Archive for D/s

A few words on relationships

Posted in Opinions and Articles with tags , , , on November 28, 2010 by ladyadumalevil

Today I’m a little moodier than usual and I stumbled upon a song which seems to fit with my state of mind. I was thinking of relationships, how they begin, how they end and so on. Are D/s relationships or relationships which involve BDSM elements the same? Well, of course they are, at least very similar. They still involve people. Even if some of us might like them more impersonal, a feeling of mutual sympathy and respect still exists. Moreover, not few are the cases when actual love occurred between the partners, who have lived happily ever after.

The steps we take before getting involved with a person are quite the same: we meet, we find out if we have common interests, likes, dislikes. We talk, talk some more, go out again and then maybe we’ll get to the “behind closed doors part”. Then we all go on with our daily lives, but we still talk with our partner and see each other from time to time (or maybe daily, whatever, this storyline is just for fun, it is easily changeable), then suddenly everybody knows we’ve left the  “single” category.  In unfortunate cases, a rapture appears and the two break up; hearts break and wounds heal in time or maybe the the two actually remain friends. Sounds very vanilla up to now, right?

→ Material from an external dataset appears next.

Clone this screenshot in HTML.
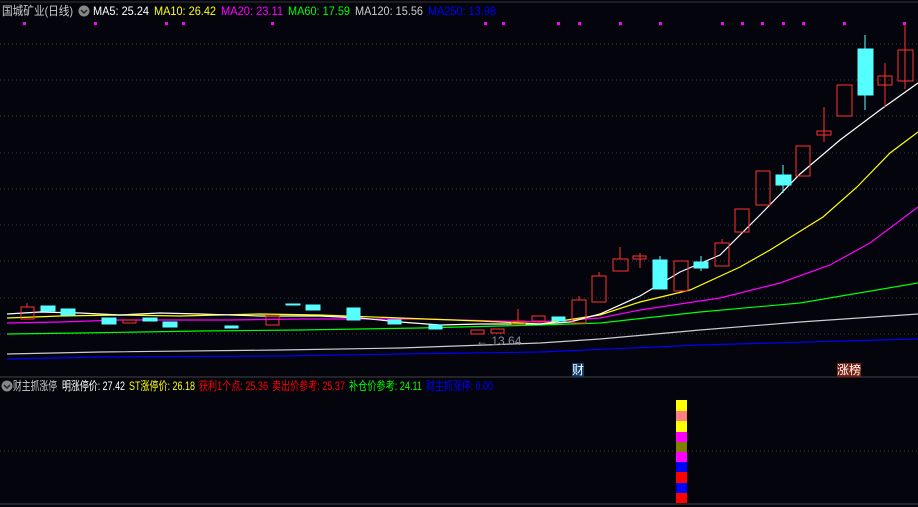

Well, maybe not so vanilla somewhere in-between. As a Dominant or a submissive person, we choose the types of relationships we would like to have with others. We might want long-term relationships or only occasional sessions; we might want to have a typical relationship besides the BDSM one with the same person, or we might just want to stick to the D/s one, not wanting to involve with a partner in a multi-level relationship.  Some choose a D/s relationship as a “parallel life”, when they know that they cannot have this with their spouse, but they know their spouse is the perfect partner from all other points of view.  It’s not easy deciding what you want from life in general, but add BDSM to it and everything just gets more messed up.

From my point of view, the best way to go is to have a long-term BDSM relationship with your partner. Maybe you discovered it together and experimented all kind of things, maybe you met in the scene and decided you were a match, or maybe you wanted it and presented the lifestyle to your partner, “converting” him or her to the ever-moving world of BDSM.  Some might not agree with me, but a relationship needs trust and communication, and these two don’t come in easily. It takes time to get to trust one another and to learn how to tell each other about your desires, fantasies etc. Not to mention that, in time, non-verbal communication occurs and you tend to know what feels good, what doesn’t, what your partner wants and so on without him or her even telling you.  This applies to both D/s relationships (when the partners only meet with this purpose in mind), TPEs and people who have a “BDSM-bedroom” relationship (my own definition for people who are like a vanilla couple all the time and they have a D/s relationship only in the intimacy of their bedroom). So, long-run in the key, at least to my mind!